## start Data extract

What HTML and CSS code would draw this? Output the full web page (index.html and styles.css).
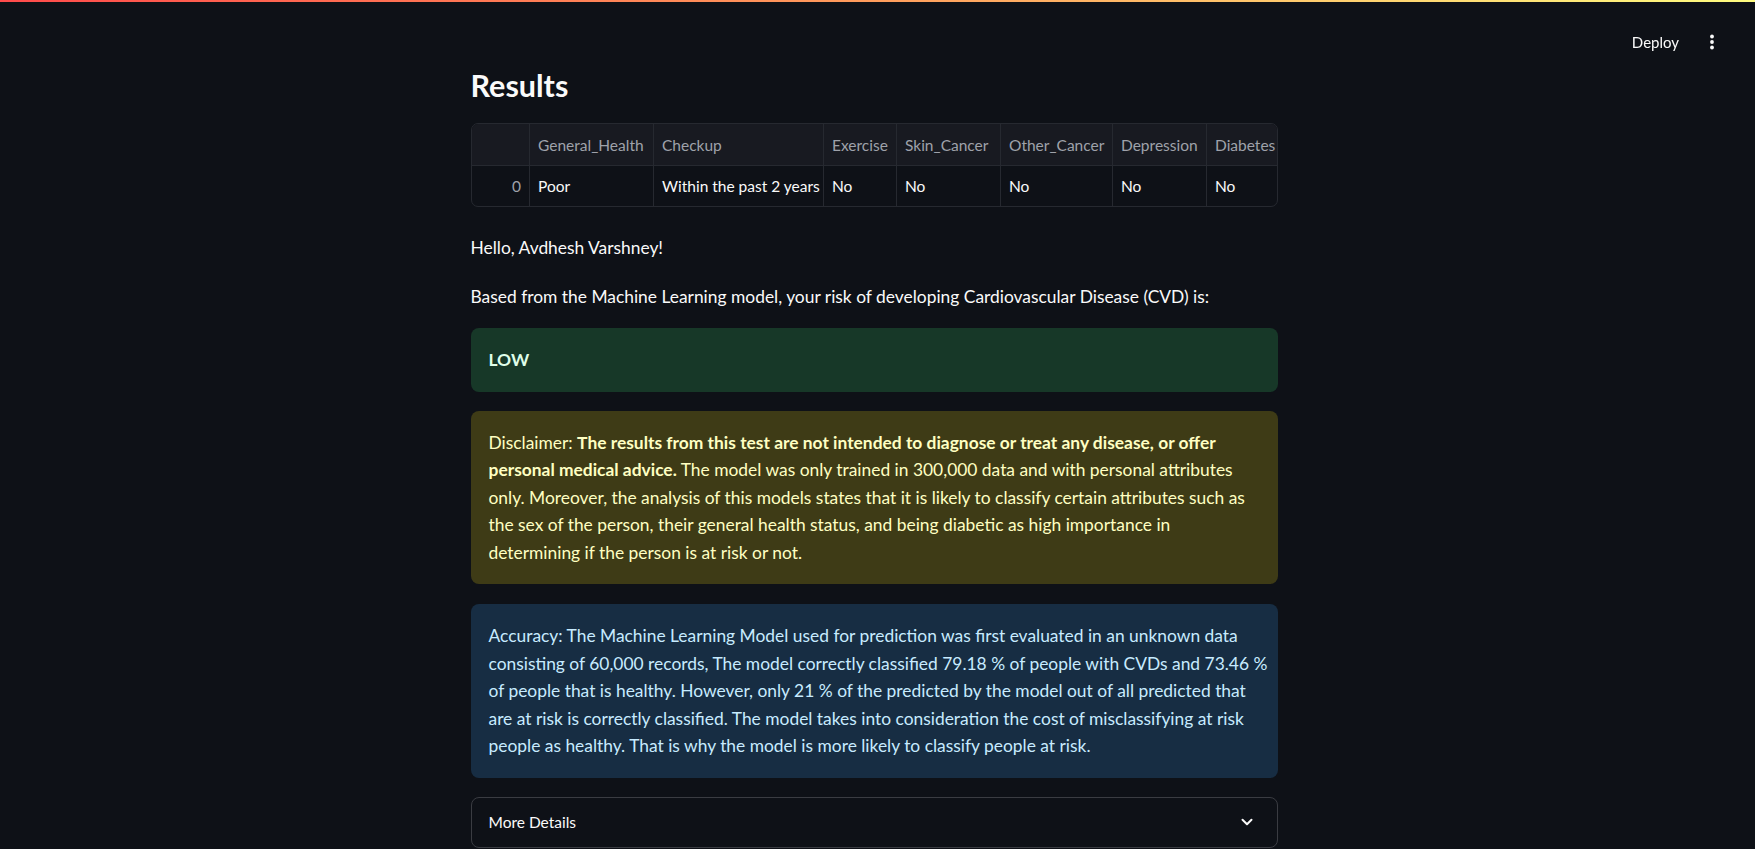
FILE: index.html
```html
<!DOCTYPE html>
<html lang="en">
<head>
<meta charset="utf-8">
<title>Results</title>
<link rel="stylesheet" href="styles.css">
</head>
<body>
<div class="decoration"></div>
<header class="toolbar">
  <span class="deploy">Deploy</span>
  <svg class="kebab" width="16" height="20" viewBox="0 0 16 20" aria-hidden="true">
    <circle cx="8" cy="4.5" r="1.9" fill="#fafafa"/>
    <circle cx="8" cy="10" r="1.9" fill="#fafafa"/>
    <circle cx="8" cy="15.5" r="1.9" fill="#fafafa"/>
  </svg>
</header>
<div class="app">
  <main class="block">
    <h1 class="title">Results</h1>

    <div class="frame">
      <table class="grid">
        <colgroup>
          <col class="c-idx"><col class="c-gh"><col class="c-chk"><col class="c-ex">
          <col class="c-skin"><col class="c-oth"><col class="c-dep"><col class="c-dia">
        </colgroup>
        <thead>
          <tr>
            <th class="idx"></th>
            <th>General_Health</th>
            <th>Checkup</th>
            <th>Exercise</th>
            <th>Skin_Cancer</th>
            <th>Other_Cancer</th>
            <th>Depression</th>
            <th>Diabetes</th>
          </tr>
        </thead>
        <tbody>
          <tr>
            <td class="idx">0</td>
            <td>Poor</td>
            <td>Within the past 2 years</td>
            <td>No</td>
            <td>No</td>
            <td>No</td>
            <td>No</td>
            <td>No</td>
          </tr>
        </tbody>
      </table>
    </div>

    <p class="text hello">Hello, Avdhesh Varshney!</p>
    <p class="text based">Based from the Machine Learning model, your risk of developing Cardiovascular Disease (CVD) is:</p>

    <div class="alert success"><strong>LOW</strong></div>

    <div class="alert warning">Disclaimer: <strong>The results from this test are not intended to diagnose or treat any disease, or offer personal medical advice.</strong> The model was only trained in 300,000 data and with personal attributes only. Moreover, the analysis of this models states that it is likely to classify certain attributes such as the sex of the person, their general health status, and being diabetic as high importance in determining if the person is at risk or not.</div>

    <div class="alert info">Accuracy: The Machine Learning Model used for prediction was first evaluated in an unknown data consisting of 60,000 records, The model correctly classified 79.18 % of people with CVDs and 73.46 % of people that is healthy. However, only 21 % of the predicted by the model out of all predicted that are at risk is correctly classified. The model takes into consideration the cost of misclassifying at risk people as healthy. That is why the model is more likely to classify people at risk.</div>

    <div class="expander">
      <div class="summary">
        <span>More Details</span>
        <svg class="chev" width="14" height="14" viewBox="0 0 14 14" aria-hidden="true">
          <path d="M2.5 4.8 L7 9.3 L11.5 4.8" fill="none" stroke="#fafafa" stroke-width="2" stroke-linecap="round" stroke-linejoin="round"/>
        </svg>
      </div>
      <div class="exp-body"></div>
    </div>
  </main>
</div>
</body>
</html>
```

FILE: styles.css
```css
html, body {
  margin: 0;
  padding: 0;
}

body {
  background: #0e1117;
  color: #fafafa;
  font-family: Lato, "Liberation Sans", sans-serif;
  font-size: 17.4px;
  letter-spacing: 0;
}

.decoration {
  height: 2px;
  background: linear-gradient(90deg, #ff4b4b 0%, #ff9d5c 50%, #fffd80 100%);
}

.toolbar {
  position: fixed;
  top: 2px;
  right: 0;
  height: 80px;
  display: flex;
  align-items: center;
  gap: 25px;
  padding-right: 35px;
}

.deploy {
  font-size: 15px;
  color: #fafafa;
}

.kebab {
  display: block;
}

.app {
  padding-right: 7px;
}

.block {
  width: 807px;
  margin: 0 auto;
  padding: 66px 0 120px;
  display: flex;
  flex-direction: column;
}

.title {
  margin: 0;
  font-size: 30.5px;
  line-height: 35px;
  font-weight: 700;
}

.frame {
  margin-top: 20px;
  border: 1px solid #262930;
  border-radius: 7px;
  overflow: hidden;
}

.grid {
  width: 100%;
  border-collapse: collapse;
  table-layout: fixed;
  font-size: 15.5px;
}

.c-idx { width: 58px; }
.c-gh { width: 124px; }
.c-chk { width: 170px; }
.c-ex { width: 73px; }
.c-skin { width: 104px; }
.c-oth { width: 112px; }
.c-dep { width: 94px; }
.c-dia { width: auto; }

.grid th,
.grid td {
  padding: 0 8px;
  text-align: left;
  white-space: nowrap;
  overflow: hidden;
  border-left: 1px solid #262930;
}

.grid th:first-child,
.grid td:first-child {
  border-left: none;
}

.grid th {
  height: 41px;
  background: #181a21;
  color: #9fa2aa;
  font-weight: 400;
  border-bottom: 1px solid #262930;
}

.grid td {
  height: 39px;
  padding-bottom: 1px;
  color: #fafafa;
}

.grid td.idx {
  text-align: right;
  color: #9fa2aa;
}

.text {
  margin: 0;
  line-height: 28px;
}

.hello {
  margin-top: 27px;
}

.based {
  margin-top: 21px;
}

.alert {
  margin-top: 17px;
  padding: 18px 10px 18px 18px;
  border-radius: 8px;
  line-height: 27.5px;
}

.alert strong {
  font-weight: 700;
}

.success {
  background: #173828;
  color: #dffde9;
}

.warning {
  margin-top: 19px;
  padding-right: 22px;
  background: #3e3b16;
  color: #ffffc2;
}

.info {
  margin-top: 20px;
  background: #172d43;
  color: #c7ebff;
}

.expander {
  margin-top: 19px;
  border: 1px solid #3a3c42;
  border-radius: 8px;
}

.summary {
  height: 49px;
  display: flex;
  align-items: center;
  justify-content: space-between;
  padding: 0 23px 0 17px;
  font-size: 15.5px;
}

.chev {
  display: block;
}

.exp-body {
  height: 0;
}
```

## end Data extract

> Exercise description: Pull out all lines containing "this".

> Solution below:
What HTML and CSS code would draw this? Output the full web page (index.html and styles.css).
    <div class="alert warning">Disclaimer: <strong>The results from this test are not intended to diagnose or treat any disease, or offer personal medical advice.</strong> The model was only trained in 300,000 data and with personal attributes only. Moreover, the analysis of this models states that it is likely to classify certain attributes such as the sex of the person, their general health status, and being diabetic as high importance in determining if the person is at risk or not.</div>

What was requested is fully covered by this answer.